Distorted Five-dimensional Electrically Charged Black Holes

TL;DR

This paper derives and analyzes distorted five-dimensional electrically charged black holes, exploring their horizon properties, thermodynamics, and interior structure under external distortions, revealing how distortion fields influence black hole geometry and physics.

Contribution

It introduces a new class of distorted five-dimensional charged black hole solutions and examines their horizon structure, thermodynamics, and interior behavior, including duality transformations and effects of external distortions.

Findings

Inner horizon remains regular with finite distortions.

Distortion fields affect horizon areas and interior structure.

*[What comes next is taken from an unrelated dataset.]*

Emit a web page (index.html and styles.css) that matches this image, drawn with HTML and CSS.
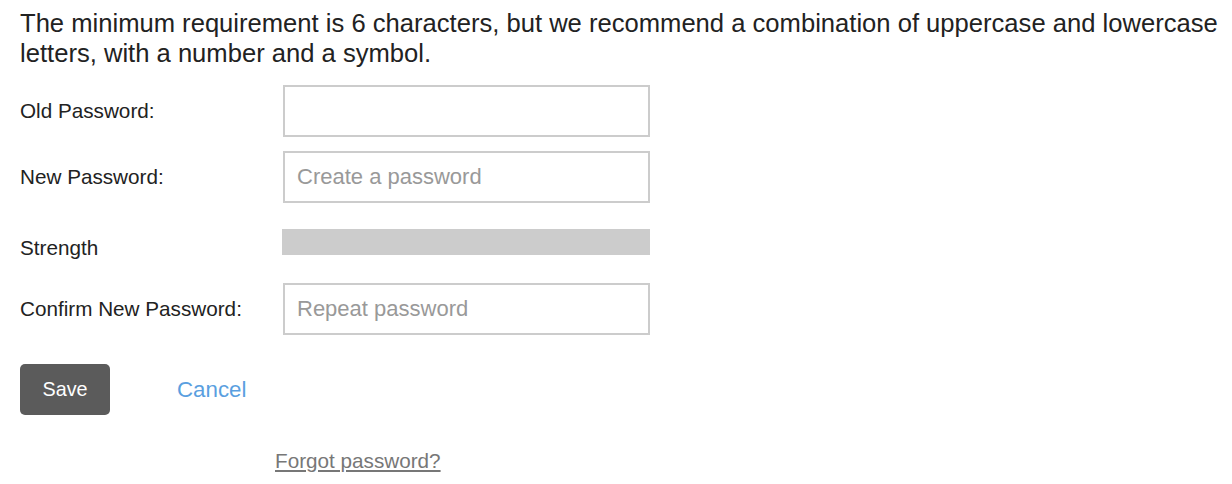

Horizon areas satisfy the Smarr formula and thermodynamic laws.

Abstract

We derive and study distorted, five-dimensional, electrically charged, non-extremal black holes on the example of a static and "axisymmetric" black hole distorted by external, electrically neutral matter.The solution satisfies Einstein-Maxwell equations which admits an $\mathbb{R}^1\times U(1)\times U(1)$ isometry group. The inner horizon remains regular if the distortion fields are finite and smooth at the outer horizon. There exists a certain duality transformation between the inner and the outer horizon surfaces which links surface gravity, electrostatic potential, and space-time curvature invariants calculated at the black hole horizons. The product of the inner and outer horizon areas depends only on the black hole's electric charge and the geometric mean of the areas is the upper (lower) limit for the inner (outer) horizon area. The horizon areas, electrostatic potential, and surface gravity satisfy the Smarr formula. We formulated the zeroth and the first laws of mechanics and thermodynamics of the distorted black hole and found a correspondence between the global and local forms of the first law. To illustrate the effect of distortion we consider the dipole-monopole and quadrupole-quadrupole distortion fields. The relative change in the Kretschamnn scalar due to the distortion is greater at the outer horizon than at the inner one. Calculating the maximal proper time of free fall from the outer to the inner horizons we show that the distortion can noticeably change the black hole interior. The change depends on type and strength of distortion fields. In particular, due to the types of distortion fields considered here the black hole horizons can either come arbitrarily close to or move far from each other.